Menurut Agusman, fenomena ini menunjukkan bahwa permintaan untuk layanan pembiayaan digital masih sangat tinggi, khususnya di kalangan generasi muda yang menjadi motor penggerak perubahan.
Risiko Keuangan yang Perlu Diwaspadai
OJK mengingatkan masyarakat agar tetap berhati-hati dalam menggunakan layanan BNPL dan Pindar. Agusman menekankan bahwa meskipun layanan ini memudahkan pembelian barang dan jasa, pengguna harus memastikan bahwa mereka mampu memenuhi kewajiban pembayaran tanpa mengorbankan kondisi keuangan jangka panjang.
“Tumbuhnya layanan ini harus tetap terkendali agar tidak menambah beban finansial masyarakat di masa mendatang. Kita berharap angka Non-Performing Financing (NPF) tetap rendah, agar tidak menimbulkan masalah bagi perekonomian,” ujar Agusman.

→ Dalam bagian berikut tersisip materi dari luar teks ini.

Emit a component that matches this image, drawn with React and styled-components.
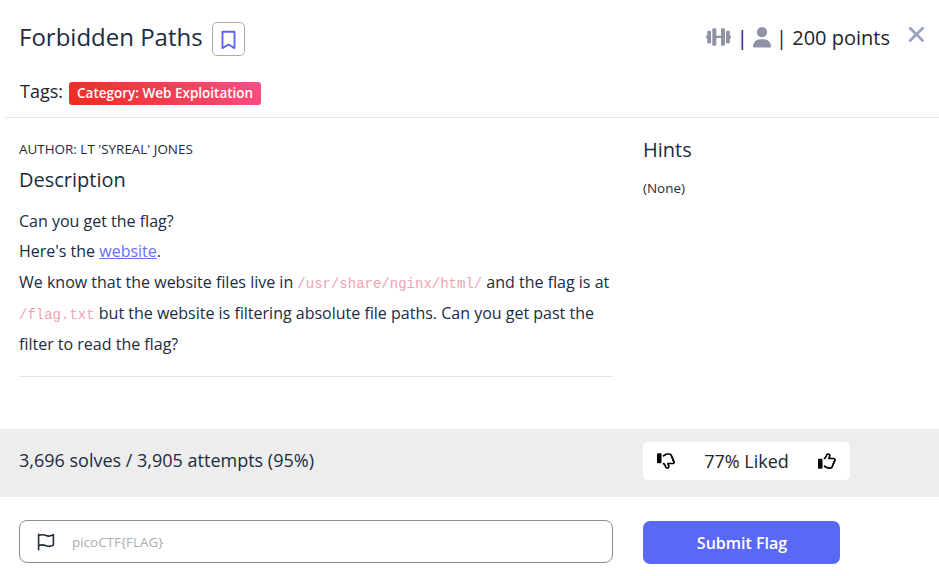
import React from "react";
import styled, { createGlobalStyle, css } from "styled-components";
import { FaUser } from "react-icons/fa6";

const GlobalStyle = createGlobalStyle`
  *, *::before, *::after { box-sizing: border-box; }
  body { margin: 0; background: #fff; font-family: "Open Sans", sans-serif; color: #212b3f; }
  h1, h2, p { margin: 0; font-weight: 400; }
  button, input { font-family: inherit; }
`;
const Page = styled.main`
  width: 100%;
  height: 576px;
  display: flex;
  flex-direction: column;
  overflow: hidden;
`;
const Header = styled.header`
  height: 118px;
  margin-left: 5px;
  padding: 20px 11px 0 14px;
  border-bottom: 1px solid #e7e7ea;
`;
const TitleRow = styled.div`
  display: flex;
  align-items: flex-start;
`;
const Title = styled.h1`
  font-size: 24px;
  line-height: 34px;
`;
const BookmarkButton = styled.button`
  width: 33px;
  height: 34px;
  margin: 2px 0 0 9px;
  padding: 1px 0 0;
  display: grid;
  place-items: center;
  border: 1px solid #a9a9b3;
  border-radius: 5px;
  background: #fff;
  color: #5b68f6;
`;
const Points = styled.div`
  margin: 1px 0 0 auto;
  display: flex;
  font-size: 20px;
  line-height: 34px;
  color: #212529;
  white-space: pre;
`;
const DumbbellSvg = styled.svg`
  width: 25px;
  height: 18px;
  margin-top: 7px;
  color: #8f92a3;
`;
const UserIcon = styled(FaUser)`
  width: 18px;
  height: 20.6px;
  margin-top: 6px;
  color: #8f92a3;
`;
const CloseButton = styled.button`
  margin: 6px 3px 0 18px;
  padding: 0;
  border: 0;
  background: none;
  color: #99a3c4;
  line-height: 0;
`;
const Tags = styled.div`
  margin: 21px 0 0 1px;
  display: flex;
  gap: 6px;
  font-size: 18px;
  line-height: 28px;
  color: #212529;
`;
const Tag = styled.span`
  height: 23px;
  margin-top: 5px;
  padding: 0 8px;
  border-radius: 3px;
  background: linear-gradient(45deg, #f02b1c, #fb5088);
  color: #fff;
  font-size: 13.5px;
  font-weight: 600;
  line-height: 22px;
`;
const Columns = styled.div`
  display: grid;
  grid-template-columns: 594px 1fr;
  column-gap: 30px;
  padding: 0 19px;
`;
const Content = styled(Columns)`
  height: 311px;
`;
const Details = styled.section`
  height: 259px;
  padding-top: 20px;
  border-bottom: 1px solid #e2e2e4;
`;
const Hints = styled.section`
  padding-top: 18px;
`;
const Heading = styled.h2`
  font-size: 20px;
  line-height: 28px;
`;
const Small = styled.p`
  font-size: 13.45px;
  line-height: 22px;
`;
const Author = styled(Small)`
  margin-bottom: 6px;
`;
const HintText = styled(Small)`
  margin-top: 13px;
`;
const Description = styled.div`
  margin-top: 11.6px;
  font-size: 16px;
  line-height: 30.8px;
  white-space: nowrap;
`;
const Link = styled.a`
  color: #6570f2;
  text-decoration: underline;
`;
const Code = styled.code`
  color: #f0a3b3;
  font-family: "Liberation Mono", monospace;
  font-size: 14px;
  line-height: 1;
`;
const StatsBar = styled(Columns)`
  height: 68px;
  flex: none;
  background: #ededed;
`;
const Solves = styled.p`
  font-size: 18px;
  line-height: 62px;
`;
const Rating = styled.div`
  width: 207px;
  height: 38px;
  margin-top: 13px;
  padding: 0 14px;
  display: flex;
  align-items: center;
  justify-content: space-between;
  border-radius: 5px;
  background: #fff;
  color: #212529;
  font-size: 18px;
`;
const ThumbSvg = styled.svg`
  width: 18px;
  height: 18px;
  color: #000;
  ${({ $down }) => $down && css`transform: scaleY(-1);`}
`;
const Submission = styled(Columns)`
  padding-top: 23px;
`;
const FlagField = styled.label`
  height: 43px;
  padding: 0 17px;
  display: flex;
  align-items: center;
  gap: 17px;
  border: 1px solid #8b8c91;
  border-radius: 8px;
`;
const FlagInput = styled.input`
  flex: 1;
  padding: 0;
  border: 0;
  outline: 0;
  font-size: 13.45px;
  &::placeholder { color: #acacb0; opacity: 1; }
`;
const SubmitButton = styled.button`
  width: 197px;
  height: 43px;
  margin-top: 1px;
  padding: 1px 5px 0 6px;
  border: 0;
  border-radius: 7px;
  background: #5a68f6;
  color: #fff;
  font-size: 16px;
  font-weight: 600;
`;

const Bookmark = () => (
  <svg width="15" height="20" viewBox="0 0 15 20" fill="none" stroke="currentColor" strokeWidth="1.9" strokeLinejoin="round">
    <path d="M1.5 1.7h12v16.4l-6-3.6-6 3.6z" />
  </svg>
);

const Dumbbell = () => (
  <DumbbellSvg viewBox="0 0 25 18" fill="currentColor">
    <rect x="0" y="7.5" width="3" height="3" rx="1" />
    <rect x="1.3" y="2.8" width="3.8" height="12.6" rx="1.2" />
    <rect x="6.3" y="0.3" width="4" height="17.4" rx="1.2" />
    <rect x="9.5" y="7.8" width="6" height="2.2" />
    <rect x="15" y="0.3" width="4" height="17.4" rx="1.2" />
    <rect x="20" y="2.8" width="3.8" height="12.6" rx="1.2" />
    <rect x="22" y="7.5" width="3" height="3" rx="1" />
  </DumbbellSvg>
);

const Close = () => (
  <svg width="17" height="17" viewBox="0 0 17 17" fill="none" stroke="currentColor" strokeWidth="2.8" strokeLinecap="round">
    <path d="M2.2 2.2l12.4 12.4M14.6 2.2L2.2 14.6" />
  </svg>
);

const Flag = () => (
  <svg width="18" height="18" viewBox="0 0 18 18" fill="none" stroke="currentColor" strokeWidth="1.6" strokeLinecap="round" strokeLinejoin="round">
    <path d="M1.6 1.2v15.6M1.6 2.6C4.5 1.4 6.7 1.6 9 2.6S13.5 3.3 16.4 1.6V12.1c-2.9 1.7-5.1 1.6-7.4.6s-4.5-1.2-7.4 0" />
  </svg>
);

const Thumb = ({ down }) => (
  <ThumbSvg $down={down} viewBox="0 0 512 512" fill="currentColor">
    <path d="M96 191.1H32c-17.67 0-32 14.33-32 31.1v223.1c0 17.67 14.33 31.1 32 31.1h64c17.67 0 32-14.33 32-31.1V223.1C128 205.4 113.7 191.1 96 191.1z" />
    <path d="M512 227c0-36.89-30.05-66.92-66.97-66.92h-99.86C354.7 135.1 360 113.5 360 100.8c0-33.8-26.2-68.78-70.06-68.78c-46.61 0-59.36 32.44-69.61 58.5c-31.66 80.5-60.33 66.39-60.33 93.47c0 12.84 10.36 23.99 24.02 23.99c5.256 0 10.55-1.721 14.97-5.26c76.76-61.37 57.97-122.7 90.95-122.7c16.08 0 22.06 12.75 22.06 20.79c0 7.404-7.594 39.55-25.55 71.59c-2.046 3.646-3.066 7.686-3.066 11.72c0 13.92 11.43 23.1 24 23.1h137.6C455.5 208.1 464 216.6 464 227c0 9.809-7.766 18.03-17.67 18.71c-12.66 .8593-22.36 11.4-22.36 23.94c0 15.47 11.39 15.95 11.39 28.91c0 25.37-35.03 12.34-35.03 42.15c0 11.22 6.392 13.03 6.392 22.25c0 22.66-29.77 13.76-29.77 40.64c0 4.515 1.11 5.961 1.11 9.456c0 10.45-8.516 18.95-18.97 18.95h-52.53c-25.62 0-51.02-8.466-71.5-23.81l-36.66-27.51c-4.315-3.245-9.37-4.811-14.38-4.811c-13.85 0-24.03 11.38-24.03 24.04c0 7.287 3.312 14.42 9.596 19.13l36.67 27.52C235 468.1 270.6 480 306.6 480h52.53c35.33 0 64.36-27.49 66.8-62.2c17.77-12.23 28.83-32.51 28.83-54.83c0-3.046-.2187-6.107-.6406-9.122c17.84-12.15 29.28-32.58 29.28-55.28c0-5.311-.6406-10.54-1.875-15.64C499.9 270.1 512 250.2 512 227z" />
  </ThumbSvg>
);

export default function App() {
  return (
    <Page>
      <GlobalStyle />
      <Header>
        <TitleRow>
          <Title>Forbidden Paths</Title>
          <BookmarkButton aria-label="Bookmark"><Bookmark /></BookmarkButton>
          <Points><Dumbbell /> | <UserIcon /> | 200 points</Points>
          <CloseButton aria-label="Close"><Close /></CloseButton>
        </TitleRow>
        <Tags>Tags: <Tag>Category: Web Exploitation</Tag></Tags>
      </Header>
      <Content>
        <Details>
          <Author>AUTHOR: LT 'SYREAL' JONES</Author>
          <Heading>Description</Heading>
          <Description>
            <p>Can you get the flag?</p>
            <p>Here's the <Link href="#">website</Link>.</p>
            <p>
              We know that the website files live in <Code>/usr/share/nginx/html/</Code> and the flag is at<br />
              <Code>/flag.txt</Code> but the website is filtering absolute file paths. Can you get past the<br />
              filter to read the flag?
            </p>
          </Description>
        </Details>
        <Hints>
          <Heading>Hints</Heading>
          <HintText>(None)</HintText>
        </Hints>
      </Content>
      <StatsBar>
        <Solves>3,696 solves / 3,905 attempts (95%)</Solves>
        <Rating><Thumb down /><span>77% Liked</span><Thumb /></Rating>
      </StatsBar>
      <Submission>
        <FlagField><Flag /><FlagInput placeholder="picoCTF{FLAG}" /></FlagField>
        <SubmitButton>Submit Flag</SubmitButton>
      </Submission>
    </Page>
  );
}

Lebih lanjut, dia mengingatkan agar konsumen tidak terjebak dalam godaan untuk membeli barang-barang yang sebenarnya tidak mereka butuhkan, hanya karena kemudahan pembayarannya. OJK juga menyerukan pentingnya edukasi keuangan, agar masyarakat lebih memahami risiko gagal bayar dan dampaknya terhadap kondisi finansial mereka.
Menjelang Lebaran 2025, tren konsumsi digital melalui BNPL dan Pindar semakin menguat. Namun, seperti yang diungkapkan Agusman, meskipun teknologi mempermudah transaksi, pengguna harus bijak dalam mengelola pengeluaran mereka. Perubahan gaya hidup ini harus disertai dengan pemahaman yang matang mengenai kemampuan finansial pribadi, agar tidak menambah beban di masa depan.
"Digitalisasi transaksi memang menarik, tetapi kita harus tetap waspada. Ini adalah tantangan bersama, untuk menjaga keseimbangan antara kemudahan transaksi dan kewaspadaan finansial," tutup Agusman.